■ **AIM OF THE EXERCISE**
State the number of lines that include the string "this", and write nothing else.

■ **INPUT DATA**

----------------------------------------

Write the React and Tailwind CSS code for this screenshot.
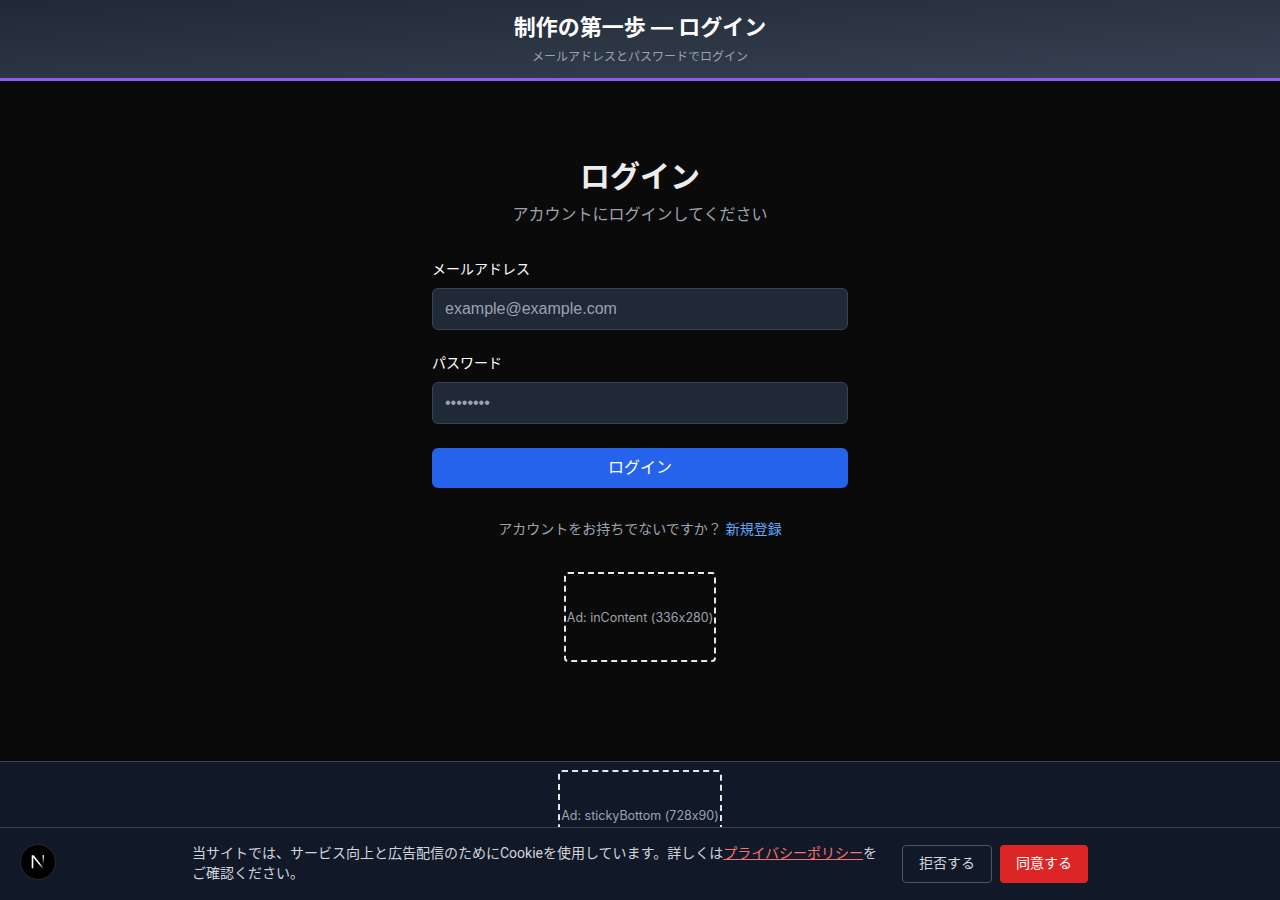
export default function App() {
  return (
    <div className="relative h-[900px] overflow-hidden flex flex-col bg-[#0a0a0a] text-[#ededed] font-['Inter','Noto_Sans_CJK_JP',sans-serif]">
      <header className="h-[81px] shrink-0 border-b-[3px] border-[#8b5cf6] bg-gradient-to-br from-[#1f2937] to-[#374151] flex flex-col items-center pt-[11px]">
        <h1 className="text-[22px] leading-[32px] font-bold text-white">制作の第一歩 — ログイン</h1>
        <p className="mt-[4px] text-xs leading-5 text-[#9ca3af]">メールアドレスとパスワードでログイン</p>
      </header>

      <main className="flex-1 flex flex-col items-center pt-[72px]">
        <h2 className="text-3xl leading-[46px] font-bold">ログイン</h2>
        <p className="mt-[3px] text-base leading-6 text-[#9ca3af]">アカウントにログインしてください</p>

        <form className="w-[416px] mt-8 flex flex-col">
          <label className="text-sm leading-5 text-white mb-[9px] mt-[1px]">メールアドレス</label>
          <input readOnly placeholder="example@example.com" className="h-[42px] rounded-md border border-[#374151] bg-[#1f2937] px-3 font-['Liberation_Sans',sans-serif] text-base text-[#9ca3af] placeholder:text-[#9ca3af] outline-none" />
          <label className="text-sm leading-5 text-white mb-[9px] mt-[23px]">パスワード</label>
          <input readOnly type="password" value="password" className="h-[42px] rounded-md border border-[#374151] bg-[#1f2937] px-3 font-['Liberation_Sans',sans-serif] text-base text-[#9ca3af] outline-none" />
          <button type="button" className="mt-6 h-10 pb-[2px] rounded-md bg-[#2563eb] text-white text-base">ログイン</button>
        </form>

        <p className="mt-[31px] text-sm leading-5 text-[#9ca3af]">アカウントをお持ちでないですか？ <a className="text-[#60a5fa]">新規登録</a></p>

        <div className="mt-[33px] w-[152px] h-[90px] pt-[2px] rounded border-2 border-dashed border-[#e5e7eb] flex items-center justify-center text-[12.5px] [font-feature-settings:'calt'_0] text-[#9ca3af] whitespace-nowrap">Ad: inContent (336x280)</div>
      </main>

      <footer className="h-[139px] shrink-0 border-t border-[#374151] bg-[#111827] flex justify-center pt-2">
        <div className="w-[164px] h-[90px] pt-[2px] rounded border-2 border-dashed border-[#e5e7eb] flex items-center justify-center text-[12.5px] [font-feature-settings:'calt'_0] text-[#9ca3af] whitespace-nowrap">Ad: stickyBottom (728x90)</div>
      </footer>

      <div className="absolute left-0 right-0 bottom-0 h-[73px] border-t border-[#374151] bg-[#111827] flex items-center justify-center gap-4">
        <p className="w-[694px] mb-[2px] font-['Roboto','Noto_Sans_CJK_JP',sans-serif] text-sm leading-5 text-[#d1d5db]">当サイトでは、サービス向上と広告配信のためにCookieを使用しています。詳しくは<a className="text-[#f87171] underline">プライバシーポリシー</a>をご確認ください。</p>
        <div className="flex gap-2">
          <button type="button" className="h-[38px] w-[90px] pb-[2px] rounded border border-[#4b5563] text-sm text-[#d1d5db]">拒否する</button>
          <button type="button" className="h-[38px] w-[88px] pb-[2px] rounded bg-[#dc2626] text-sm text-white">同意する</button>
        </div>
      </div>

      <div className="absolute left-5 bottom-5 w-9 h-9 rounded-full bg-black border border-[#2a2a2a] flex items-center justify-center">
        <svg width="16" height="16" viewBox="0 0 14 14" fill="none">
          <defs>
            <linearGradient id="nb" x1="11.5" y1="1" x2="11.5" y2="9" gradientUnits="userSpaceOnUse">
              <stop stopColor="white" />
              <stop offset="1" stopColor="white" stopOpacity="0" />
            </linearGradient>
            <linearGradient id="nd" x1="3" y1="1" x2="12" y2="13" gradientUnits="userSpaceOnUse">
              <stop offset="0.6" stopColor="white" />
              <stop offset="1" stopColor="white" stopOpacity="0" />
            </linearGradient>
          </defs>
          <path d="M1.5 1H3.2L12.5 13H10.9L2.9 3V12.5H1.5V1Z" fill="url(#nd)" />
          <rect x="11" y="1" width="1.3" height="8" fill="url(#nb)" />
        </svg>
      </div>
    </div>
  );
}
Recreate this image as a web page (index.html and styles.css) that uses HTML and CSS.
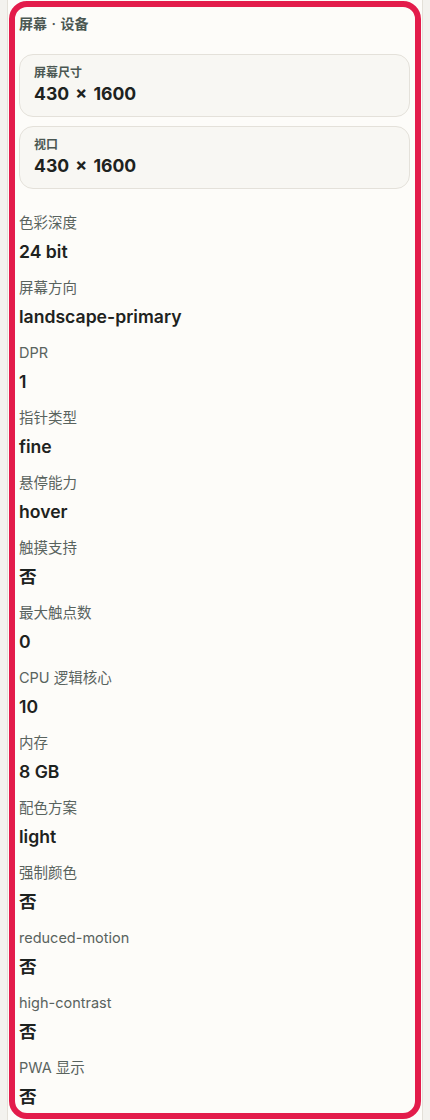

----------------------------------------

■ **CORRECT RESULT**
2